:: What to produce ::
Search the listing below for the string "screenshot" and show each line that contains it.

:: Given information ::
[Start]
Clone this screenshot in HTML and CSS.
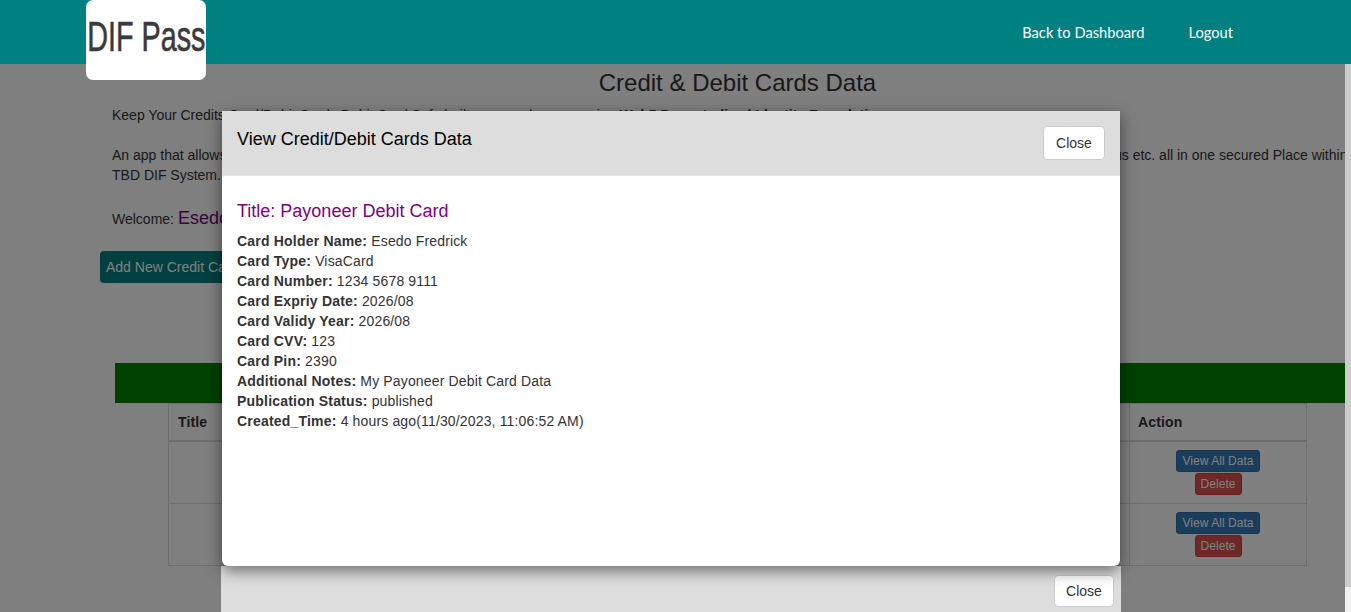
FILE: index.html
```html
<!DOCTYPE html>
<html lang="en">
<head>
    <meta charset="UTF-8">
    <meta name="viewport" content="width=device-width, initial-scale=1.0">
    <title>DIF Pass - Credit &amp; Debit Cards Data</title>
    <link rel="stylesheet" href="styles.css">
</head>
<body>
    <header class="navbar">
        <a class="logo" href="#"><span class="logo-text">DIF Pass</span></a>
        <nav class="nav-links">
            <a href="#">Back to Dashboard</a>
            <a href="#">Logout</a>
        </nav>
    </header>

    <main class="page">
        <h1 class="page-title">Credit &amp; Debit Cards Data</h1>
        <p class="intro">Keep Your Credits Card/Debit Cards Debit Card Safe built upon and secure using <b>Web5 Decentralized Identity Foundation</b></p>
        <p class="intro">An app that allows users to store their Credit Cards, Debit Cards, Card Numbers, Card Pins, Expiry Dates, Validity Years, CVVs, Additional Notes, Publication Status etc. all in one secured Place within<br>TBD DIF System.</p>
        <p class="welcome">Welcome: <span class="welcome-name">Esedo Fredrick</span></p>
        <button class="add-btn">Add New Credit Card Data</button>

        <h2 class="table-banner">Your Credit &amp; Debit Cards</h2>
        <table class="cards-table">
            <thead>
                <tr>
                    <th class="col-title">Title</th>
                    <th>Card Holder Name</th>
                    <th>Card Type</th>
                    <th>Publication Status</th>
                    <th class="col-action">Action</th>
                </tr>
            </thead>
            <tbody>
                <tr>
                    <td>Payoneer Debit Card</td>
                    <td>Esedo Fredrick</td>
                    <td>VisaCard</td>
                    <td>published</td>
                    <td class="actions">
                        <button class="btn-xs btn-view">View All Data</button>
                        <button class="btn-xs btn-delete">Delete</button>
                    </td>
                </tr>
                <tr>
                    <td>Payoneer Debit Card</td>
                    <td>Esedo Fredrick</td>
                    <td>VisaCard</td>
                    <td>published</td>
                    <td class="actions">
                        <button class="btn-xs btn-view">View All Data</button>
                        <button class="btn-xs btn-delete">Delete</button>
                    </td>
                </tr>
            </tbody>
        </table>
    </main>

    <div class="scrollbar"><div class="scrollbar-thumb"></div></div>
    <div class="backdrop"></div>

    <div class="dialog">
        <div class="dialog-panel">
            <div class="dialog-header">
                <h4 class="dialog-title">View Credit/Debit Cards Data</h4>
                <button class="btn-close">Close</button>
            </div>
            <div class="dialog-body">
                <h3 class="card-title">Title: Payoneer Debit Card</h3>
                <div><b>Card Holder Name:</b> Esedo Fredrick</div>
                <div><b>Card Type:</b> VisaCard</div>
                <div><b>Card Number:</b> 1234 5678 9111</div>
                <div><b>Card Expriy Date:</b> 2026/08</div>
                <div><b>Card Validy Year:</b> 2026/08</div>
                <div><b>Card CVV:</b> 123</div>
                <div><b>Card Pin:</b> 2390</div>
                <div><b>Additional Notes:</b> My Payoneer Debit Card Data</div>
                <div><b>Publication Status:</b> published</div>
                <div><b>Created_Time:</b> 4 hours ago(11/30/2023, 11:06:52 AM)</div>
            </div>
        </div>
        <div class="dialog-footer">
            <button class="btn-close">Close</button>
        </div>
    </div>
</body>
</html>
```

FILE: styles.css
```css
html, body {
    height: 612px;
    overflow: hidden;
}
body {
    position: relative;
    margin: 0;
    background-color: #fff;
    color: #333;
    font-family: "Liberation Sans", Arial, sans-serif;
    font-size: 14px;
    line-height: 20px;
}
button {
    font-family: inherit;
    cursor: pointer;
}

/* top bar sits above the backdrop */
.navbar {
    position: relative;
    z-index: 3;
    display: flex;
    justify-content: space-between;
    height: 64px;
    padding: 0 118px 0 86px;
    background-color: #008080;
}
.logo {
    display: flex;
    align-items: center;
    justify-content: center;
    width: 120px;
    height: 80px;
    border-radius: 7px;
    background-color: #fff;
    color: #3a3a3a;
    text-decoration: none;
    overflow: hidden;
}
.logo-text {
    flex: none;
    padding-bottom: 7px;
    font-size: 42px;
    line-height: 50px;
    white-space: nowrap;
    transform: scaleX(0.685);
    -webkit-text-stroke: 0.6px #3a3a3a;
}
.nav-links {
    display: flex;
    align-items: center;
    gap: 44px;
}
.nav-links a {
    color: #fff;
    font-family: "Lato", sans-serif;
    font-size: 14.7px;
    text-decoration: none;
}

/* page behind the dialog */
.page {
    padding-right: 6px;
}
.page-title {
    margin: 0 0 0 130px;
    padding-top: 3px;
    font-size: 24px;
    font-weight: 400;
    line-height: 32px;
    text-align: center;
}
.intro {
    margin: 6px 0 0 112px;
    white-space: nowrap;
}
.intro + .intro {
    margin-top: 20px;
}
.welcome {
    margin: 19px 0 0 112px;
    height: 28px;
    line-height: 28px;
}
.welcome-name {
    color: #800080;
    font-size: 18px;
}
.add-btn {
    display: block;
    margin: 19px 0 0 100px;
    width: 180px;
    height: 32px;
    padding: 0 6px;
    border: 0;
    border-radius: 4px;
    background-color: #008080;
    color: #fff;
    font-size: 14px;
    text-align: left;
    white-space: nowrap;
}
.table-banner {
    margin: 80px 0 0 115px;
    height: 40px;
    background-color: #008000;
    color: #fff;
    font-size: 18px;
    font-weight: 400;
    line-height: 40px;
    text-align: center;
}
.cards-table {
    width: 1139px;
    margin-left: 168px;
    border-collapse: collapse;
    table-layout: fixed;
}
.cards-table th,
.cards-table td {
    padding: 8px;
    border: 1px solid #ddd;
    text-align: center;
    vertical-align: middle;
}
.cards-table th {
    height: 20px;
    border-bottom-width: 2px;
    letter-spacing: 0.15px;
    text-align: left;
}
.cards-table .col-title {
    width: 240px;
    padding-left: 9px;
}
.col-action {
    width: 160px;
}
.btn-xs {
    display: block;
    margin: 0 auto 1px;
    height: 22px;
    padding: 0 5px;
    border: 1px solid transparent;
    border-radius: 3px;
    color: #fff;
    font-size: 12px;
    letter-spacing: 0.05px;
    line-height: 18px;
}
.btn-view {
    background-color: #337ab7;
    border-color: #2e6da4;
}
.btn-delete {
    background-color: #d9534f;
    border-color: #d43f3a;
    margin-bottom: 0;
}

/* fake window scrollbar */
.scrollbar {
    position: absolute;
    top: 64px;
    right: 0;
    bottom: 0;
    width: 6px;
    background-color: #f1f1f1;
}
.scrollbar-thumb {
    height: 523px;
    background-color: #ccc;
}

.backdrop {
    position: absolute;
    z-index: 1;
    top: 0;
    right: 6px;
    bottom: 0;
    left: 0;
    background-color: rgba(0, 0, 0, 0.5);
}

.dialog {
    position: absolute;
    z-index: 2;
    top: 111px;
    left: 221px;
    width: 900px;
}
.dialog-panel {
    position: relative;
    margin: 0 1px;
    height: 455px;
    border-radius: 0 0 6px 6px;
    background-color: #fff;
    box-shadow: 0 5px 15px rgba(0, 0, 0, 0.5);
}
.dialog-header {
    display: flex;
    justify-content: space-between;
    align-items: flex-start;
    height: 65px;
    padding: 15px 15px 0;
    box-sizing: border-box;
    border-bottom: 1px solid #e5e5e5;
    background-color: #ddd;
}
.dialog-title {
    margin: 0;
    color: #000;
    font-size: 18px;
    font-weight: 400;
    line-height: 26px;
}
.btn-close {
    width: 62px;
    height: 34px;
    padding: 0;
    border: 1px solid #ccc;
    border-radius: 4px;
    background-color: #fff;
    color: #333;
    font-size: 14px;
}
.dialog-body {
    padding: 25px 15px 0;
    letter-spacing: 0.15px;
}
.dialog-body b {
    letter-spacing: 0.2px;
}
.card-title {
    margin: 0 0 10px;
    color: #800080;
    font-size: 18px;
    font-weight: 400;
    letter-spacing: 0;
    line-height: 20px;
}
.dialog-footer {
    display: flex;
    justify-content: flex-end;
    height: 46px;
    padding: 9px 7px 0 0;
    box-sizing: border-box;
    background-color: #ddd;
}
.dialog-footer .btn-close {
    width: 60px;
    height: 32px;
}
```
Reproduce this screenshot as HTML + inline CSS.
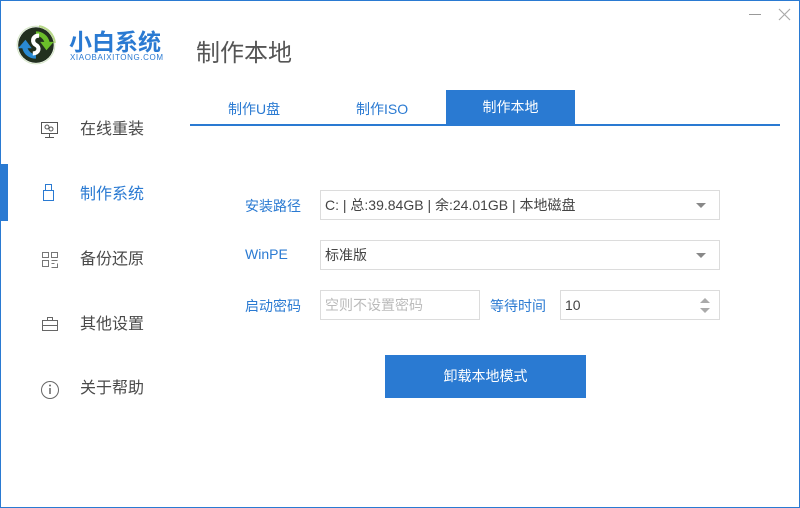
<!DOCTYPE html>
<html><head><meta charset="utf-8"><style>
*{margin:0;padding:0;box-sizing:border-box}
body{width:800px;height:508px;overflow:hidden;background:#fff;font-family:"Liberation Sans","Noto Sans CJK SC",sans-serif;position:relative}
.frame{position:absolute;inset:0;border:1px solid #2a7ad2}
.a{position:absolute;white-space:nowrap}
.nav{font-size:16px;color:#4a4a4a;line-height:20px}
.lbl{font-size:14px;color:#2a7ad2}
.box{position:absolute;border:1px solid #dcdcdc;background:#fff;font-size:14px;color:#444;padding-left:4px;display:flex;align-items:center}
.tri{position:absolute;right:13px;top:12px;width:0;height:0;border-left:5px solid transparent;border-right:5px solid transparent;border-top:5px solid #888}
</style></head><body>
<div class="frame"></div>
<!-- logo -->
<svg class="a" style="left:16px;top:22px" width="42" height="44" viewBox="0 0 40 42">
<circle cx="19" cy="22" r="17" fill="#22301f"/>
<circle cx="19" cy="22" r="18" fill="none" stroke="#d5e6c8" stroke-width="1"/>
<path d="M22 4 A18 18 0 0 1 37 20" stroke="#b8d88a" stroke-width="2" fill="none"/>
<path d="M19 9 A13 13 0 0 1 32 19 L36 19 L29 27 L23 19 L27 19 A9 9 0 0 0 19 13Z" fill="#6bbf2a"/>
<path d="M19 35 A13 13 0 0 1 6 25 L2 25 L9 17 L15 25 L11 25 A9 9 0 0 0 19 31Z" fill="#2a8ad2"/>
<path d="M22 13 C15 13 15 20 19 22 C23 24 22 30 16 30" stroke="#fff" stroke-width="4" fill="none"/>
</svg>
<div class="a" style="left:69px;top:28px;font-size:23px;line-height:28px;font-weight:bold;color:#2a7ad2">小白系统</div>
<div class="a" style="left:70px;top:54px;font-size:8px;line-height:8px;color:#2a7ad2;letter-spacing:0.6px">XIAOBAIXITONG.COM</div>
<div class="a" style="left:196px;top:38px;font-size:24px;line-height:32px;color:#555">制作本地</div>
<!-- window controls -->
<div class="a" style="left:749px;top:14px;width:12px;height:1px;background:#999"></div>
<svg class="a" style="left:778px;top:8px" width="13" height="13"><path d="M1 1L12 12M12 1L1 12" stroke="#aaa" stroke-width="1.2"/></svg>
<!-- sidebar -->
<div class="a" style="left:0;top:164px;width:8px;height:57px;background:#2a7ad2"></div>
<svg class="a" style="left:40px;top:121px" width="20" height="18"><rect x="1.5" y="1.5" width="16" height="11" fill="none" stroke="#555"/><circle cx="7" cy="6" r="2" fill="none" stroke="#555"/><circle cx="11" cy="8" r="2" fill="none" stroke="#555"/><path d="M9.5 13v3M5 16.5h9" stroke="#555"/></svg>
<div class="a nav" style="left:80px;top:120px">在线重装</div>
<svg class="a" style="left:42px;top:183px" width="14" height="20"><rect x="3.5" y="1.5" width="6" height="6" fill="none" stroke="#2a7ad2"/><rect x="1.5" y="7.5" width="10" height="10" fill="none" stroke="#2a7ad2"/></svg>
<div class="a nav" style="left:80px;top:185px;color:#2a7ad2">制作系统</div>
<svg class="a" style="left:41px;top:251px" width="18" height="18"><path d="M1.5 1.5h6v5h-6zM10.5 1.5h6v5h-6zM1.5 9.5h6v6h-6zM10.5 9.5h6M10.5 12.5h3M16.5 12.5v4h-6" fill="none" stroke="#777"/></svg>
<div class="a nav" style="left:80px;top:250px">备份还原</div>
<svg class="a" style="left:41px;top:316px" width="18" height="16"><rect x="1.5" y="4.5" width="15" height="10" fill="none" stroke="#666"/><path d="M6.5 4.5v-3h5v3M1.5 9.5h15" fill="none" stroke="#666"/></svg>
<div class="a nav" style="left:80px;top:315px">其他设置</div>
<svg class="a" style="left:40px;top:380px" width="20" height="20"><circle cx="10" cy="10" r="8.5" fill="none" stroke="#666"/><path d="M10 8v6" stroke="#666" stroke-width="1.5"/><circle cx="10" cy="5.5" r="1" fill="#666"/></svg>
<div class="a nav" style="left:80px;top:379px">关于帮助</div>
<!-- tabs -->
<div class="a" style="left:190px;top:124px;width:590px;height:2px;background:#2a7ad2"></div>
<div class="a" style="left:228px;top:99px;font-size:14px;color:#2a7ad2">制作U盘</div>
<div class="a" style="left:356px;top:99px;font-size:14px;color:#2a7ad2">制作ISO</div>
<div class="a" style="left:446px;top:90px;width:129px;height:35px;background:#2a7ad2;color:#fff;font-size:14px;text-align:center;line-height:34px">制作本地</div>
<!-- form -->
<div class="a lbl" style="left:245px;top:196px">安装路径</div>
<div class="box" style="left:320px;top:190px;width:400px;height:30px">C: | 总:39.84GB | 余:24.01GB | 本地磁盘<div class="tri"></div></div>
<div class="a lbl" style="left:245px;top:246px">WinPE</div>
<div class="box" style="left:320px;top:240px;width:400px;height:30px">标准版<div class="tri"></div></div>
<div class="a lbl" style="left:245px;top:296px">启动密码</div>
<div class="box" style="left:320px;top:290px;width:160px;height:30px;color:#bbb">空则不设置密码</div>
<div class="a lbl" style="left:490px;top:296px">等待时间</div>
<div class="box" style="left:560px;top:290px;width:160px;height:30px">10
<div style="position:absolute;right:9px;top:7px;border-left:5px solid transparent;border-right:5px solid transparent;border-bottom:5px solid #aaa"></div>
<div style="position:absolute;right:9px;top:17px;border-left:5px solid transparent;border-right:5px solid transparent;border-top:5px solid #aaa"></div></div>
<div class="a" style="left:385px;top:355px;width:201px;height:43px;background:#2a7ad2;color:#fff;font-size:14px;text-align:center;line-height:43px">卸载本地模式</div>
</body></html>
[End]
:: Answer to the problem ::
Clone this screenshot in HTML and CSS.
Reproduce this screenshot as HTML + inline CSS.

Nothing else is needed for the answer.